Dataset rows
────────

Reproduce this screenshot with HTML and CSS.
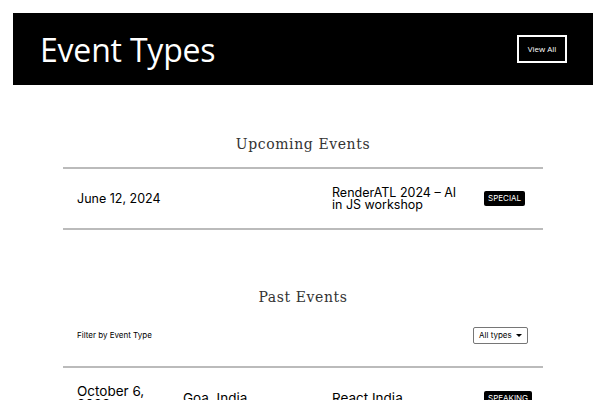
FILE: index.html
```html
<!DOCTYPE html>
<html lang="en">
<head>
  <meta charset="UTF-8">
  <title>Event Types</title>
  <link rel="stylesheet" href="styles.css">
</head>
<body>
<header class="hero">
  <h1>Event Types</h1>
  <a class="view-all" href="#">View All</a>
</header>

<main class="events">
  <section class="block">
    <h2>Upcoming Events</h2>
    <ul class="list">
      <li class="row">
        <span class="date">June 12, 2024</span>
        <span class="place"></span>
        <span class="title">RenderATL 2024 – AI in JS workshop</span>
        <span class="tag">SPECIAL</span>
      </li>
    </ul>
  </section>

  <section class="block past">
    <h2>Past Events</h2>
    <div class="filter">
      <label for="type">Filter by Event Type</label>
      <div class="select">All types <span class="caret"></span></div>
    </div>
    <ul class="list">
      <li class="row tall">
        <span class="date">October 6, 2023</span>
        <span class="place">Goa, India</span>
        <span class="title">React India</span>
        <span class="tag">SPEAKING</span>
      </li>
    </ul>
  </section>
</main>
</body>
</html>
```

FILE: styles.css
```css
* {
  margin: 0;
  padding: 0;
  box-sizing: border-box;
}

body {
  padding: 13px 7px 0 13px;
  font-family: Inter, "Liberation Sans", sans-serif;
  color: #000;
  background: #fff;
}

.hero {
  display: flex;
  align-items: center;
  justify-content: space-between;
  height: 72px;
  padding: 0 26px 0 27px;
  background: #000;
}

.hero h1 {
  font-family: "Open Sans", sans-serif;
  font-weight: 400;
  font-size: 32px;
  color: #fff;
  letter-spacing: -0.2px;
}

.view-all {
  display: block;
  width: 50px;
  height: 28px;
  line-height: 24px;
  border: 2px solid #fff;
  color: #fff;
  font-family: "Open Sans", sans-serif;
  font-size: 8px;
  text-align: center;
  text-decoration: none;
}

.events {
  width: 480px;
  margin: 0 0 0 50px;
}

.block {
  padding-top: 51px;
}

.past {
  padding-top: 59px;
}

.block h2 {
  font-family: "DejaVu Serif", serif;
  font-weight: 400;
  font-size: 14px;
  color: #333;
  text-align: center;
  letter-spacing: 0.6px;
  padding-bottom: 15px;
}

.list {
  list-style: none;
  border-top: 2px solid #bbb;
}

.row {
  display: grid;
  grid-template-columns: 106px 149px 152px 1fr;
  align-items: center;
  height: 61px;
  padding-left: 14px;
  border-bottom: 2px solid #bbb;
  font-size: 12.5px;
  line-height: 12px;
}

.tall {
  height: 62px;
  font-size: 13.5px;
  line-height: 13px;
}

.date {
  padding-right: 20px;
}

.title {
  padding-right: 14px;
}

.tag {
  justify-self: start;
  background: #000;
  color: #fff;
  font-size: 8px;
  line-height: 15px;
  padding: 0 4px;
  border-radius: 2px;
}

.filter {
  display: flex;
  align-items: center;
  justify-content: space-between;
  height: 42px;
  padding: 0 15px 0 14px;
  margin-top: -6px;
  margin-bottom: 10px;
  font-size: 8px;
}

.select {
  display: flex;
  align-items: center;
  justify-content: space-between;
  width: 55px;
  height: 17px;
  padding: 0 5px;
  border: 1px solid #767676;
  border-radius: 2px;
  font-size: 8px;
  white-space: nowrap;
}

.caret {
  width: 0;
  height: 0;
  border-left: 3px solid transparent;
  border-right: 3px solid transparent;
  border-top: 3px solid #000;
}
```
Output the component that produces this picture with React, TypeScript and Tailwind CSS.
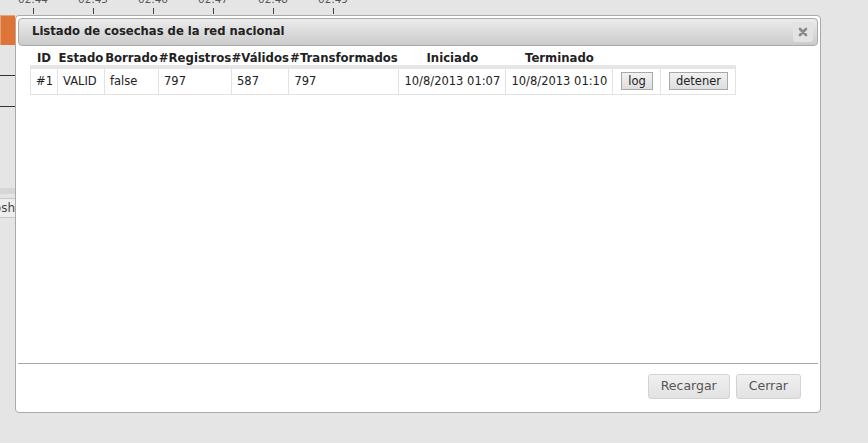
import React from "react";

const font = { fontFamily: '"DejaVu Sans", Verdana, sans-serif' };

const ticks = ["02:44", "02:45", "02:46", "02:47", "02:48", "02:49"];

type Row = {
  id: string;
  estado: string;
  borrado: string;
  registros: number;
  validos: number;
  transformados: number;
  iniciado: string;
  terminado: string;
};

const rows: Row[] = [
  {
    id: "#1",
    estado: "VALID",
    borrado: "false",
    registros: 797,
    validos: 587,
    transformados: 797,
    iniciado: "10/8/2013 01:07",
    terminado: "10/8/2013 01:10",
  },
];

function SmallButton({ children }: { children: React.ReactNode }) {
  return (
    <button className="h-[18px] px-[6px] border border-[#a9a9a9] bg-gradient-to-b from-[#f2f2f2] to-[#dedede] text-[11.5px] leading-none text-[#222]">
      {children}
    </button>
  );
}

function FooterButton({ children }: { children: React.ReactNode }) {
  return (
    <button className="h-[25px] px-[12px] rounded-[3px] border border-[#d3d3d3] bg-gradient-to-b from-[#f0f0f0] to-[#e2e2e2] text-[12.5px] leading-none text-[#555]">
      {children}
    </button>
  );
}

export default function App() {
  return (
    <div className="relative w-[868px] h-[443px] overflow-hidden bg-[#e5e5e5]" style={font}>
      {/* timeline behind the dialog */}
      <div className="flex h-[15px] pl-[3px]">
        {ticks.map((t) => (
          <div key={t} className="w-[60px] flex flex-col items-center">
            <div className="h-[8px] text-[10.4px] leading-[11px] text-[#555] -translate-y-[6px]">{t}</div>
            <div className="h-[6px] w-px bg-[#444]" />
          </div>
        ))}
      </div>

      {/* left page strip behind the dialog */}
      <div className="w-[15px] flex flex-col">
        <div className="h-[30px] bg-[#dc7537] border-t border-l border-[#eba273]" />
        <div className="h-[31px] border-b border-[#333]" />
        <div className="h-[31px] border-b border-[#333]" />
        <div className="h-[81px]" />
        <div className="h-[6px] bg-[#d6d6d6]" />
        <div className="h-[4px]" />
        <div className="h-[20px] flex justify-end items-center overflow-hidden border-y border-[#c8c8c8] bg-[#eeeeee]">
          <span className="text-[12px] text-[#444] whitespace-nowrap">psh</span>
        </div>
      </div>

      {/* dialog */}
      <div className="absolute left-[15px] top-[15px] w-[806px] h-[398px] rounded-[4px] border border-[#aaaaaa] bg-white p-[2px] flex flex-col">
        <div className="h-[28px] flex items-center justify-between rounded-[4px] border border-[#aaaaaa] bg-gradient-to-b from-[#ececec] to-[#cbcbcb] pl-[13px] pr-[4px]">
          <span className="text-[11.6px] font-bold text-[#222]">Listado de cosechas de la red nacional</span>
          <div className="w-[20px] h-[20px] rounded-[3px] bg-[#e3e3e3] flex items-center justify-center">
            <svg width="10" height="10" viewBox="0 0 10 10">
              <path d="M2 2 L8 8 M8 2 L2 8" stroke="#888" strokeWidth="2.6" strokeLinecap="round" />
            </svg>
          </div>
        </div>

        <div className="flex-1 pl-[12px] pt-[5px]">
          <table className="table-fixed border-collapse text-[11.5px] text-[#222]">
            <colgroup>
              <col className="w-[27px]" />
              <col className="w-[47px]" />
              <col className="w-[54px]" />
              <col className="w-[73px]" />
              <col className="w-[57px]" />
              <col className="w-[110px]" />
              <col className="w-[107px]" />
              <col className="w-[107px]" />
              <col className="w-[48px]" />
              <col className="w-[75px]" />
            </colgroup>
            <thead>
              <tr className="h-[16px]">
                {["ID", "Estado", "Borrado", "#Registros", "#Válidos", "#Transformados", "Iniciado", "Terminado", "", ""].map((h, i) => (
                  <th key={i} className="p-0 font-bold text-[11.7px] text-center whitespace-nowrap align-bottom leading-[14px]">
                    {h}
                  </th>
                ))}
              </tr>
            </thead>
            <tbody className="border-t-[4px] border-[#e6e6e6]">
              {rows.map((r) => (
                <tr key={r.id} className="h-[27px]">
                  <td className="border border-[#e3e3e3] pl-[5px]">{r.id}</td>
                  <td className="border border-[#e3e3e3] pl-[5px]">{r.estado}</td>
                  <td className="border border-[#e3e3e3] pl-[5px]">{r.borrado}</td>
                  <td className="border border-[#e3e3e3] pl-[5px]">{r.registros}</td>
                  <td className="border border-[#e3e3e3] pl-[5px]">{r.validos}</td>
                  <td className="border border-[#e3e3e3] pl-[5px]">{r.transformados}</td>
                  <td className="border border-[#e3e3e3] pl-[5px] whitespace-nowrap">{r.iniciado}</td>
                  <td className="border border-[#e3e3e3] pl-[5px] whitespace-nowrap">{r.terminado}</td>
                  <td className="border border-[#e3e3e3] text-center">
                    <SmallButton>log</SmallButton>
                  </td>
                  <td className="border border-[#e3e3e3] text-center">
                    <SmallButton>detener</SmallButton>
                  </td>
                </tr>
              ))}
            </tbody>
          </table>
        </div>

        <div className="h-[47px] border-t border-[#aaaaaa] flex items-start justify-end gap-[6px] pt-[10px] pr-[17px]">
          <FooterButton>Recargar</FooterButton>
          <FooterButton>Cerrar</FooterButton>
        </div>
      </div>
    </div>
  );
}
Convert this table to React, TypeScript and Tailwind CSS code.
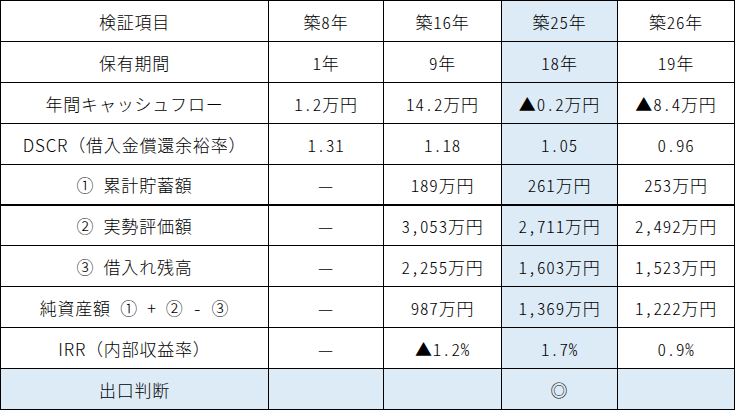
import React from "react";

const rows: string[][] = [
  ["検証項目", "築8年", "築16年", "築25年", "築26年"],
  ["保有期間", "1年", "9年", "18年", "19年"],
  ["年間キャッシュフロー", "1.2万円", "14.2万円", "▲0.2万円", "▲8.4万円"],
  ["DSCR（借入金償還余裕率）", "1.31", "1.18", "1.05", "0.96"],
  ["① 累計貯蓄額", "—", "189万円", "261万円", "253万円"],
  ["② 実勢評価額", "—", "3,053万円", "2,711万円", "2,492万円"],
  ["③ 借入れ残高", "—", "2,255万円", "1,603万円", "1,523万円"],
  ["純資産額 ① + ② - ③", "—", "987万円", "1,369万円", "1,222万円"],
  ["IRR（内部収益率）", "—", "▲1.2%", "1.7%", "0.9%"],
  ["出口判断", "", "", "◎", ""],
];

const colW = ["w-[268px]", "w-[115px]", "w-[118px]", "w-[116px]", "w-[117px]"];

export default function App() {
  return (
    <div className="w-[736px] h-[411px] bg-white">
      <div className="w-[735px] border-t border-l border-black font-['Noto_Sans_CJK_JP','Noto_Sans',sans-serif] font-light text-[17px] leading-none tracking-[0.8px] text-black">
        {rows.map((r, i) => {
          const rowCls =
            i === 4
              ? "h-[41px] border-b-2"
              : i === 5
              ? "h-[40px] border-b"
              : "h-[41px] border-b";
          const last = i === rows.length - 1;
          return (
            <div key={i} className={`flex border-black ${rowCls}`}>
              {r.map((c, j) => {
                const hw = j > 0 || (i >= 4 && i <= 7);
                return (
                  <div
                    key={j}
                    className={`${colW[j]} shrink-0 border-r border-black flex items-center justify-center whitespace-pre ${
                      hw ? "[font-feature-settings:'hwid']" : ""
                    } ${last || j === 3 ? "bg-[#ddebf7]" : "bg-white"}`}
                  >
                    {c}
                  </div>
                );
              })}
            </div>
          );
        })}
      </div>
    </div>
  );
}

────────

- [Exercise details]: Search the records for the word "TypeScript". Copy every line that has it.

- [Response]:
Output the component that produces this picture with React, TypeScript and Tailwind CSS.
Convert this table to React, TypeScript and Tailwind CSS code.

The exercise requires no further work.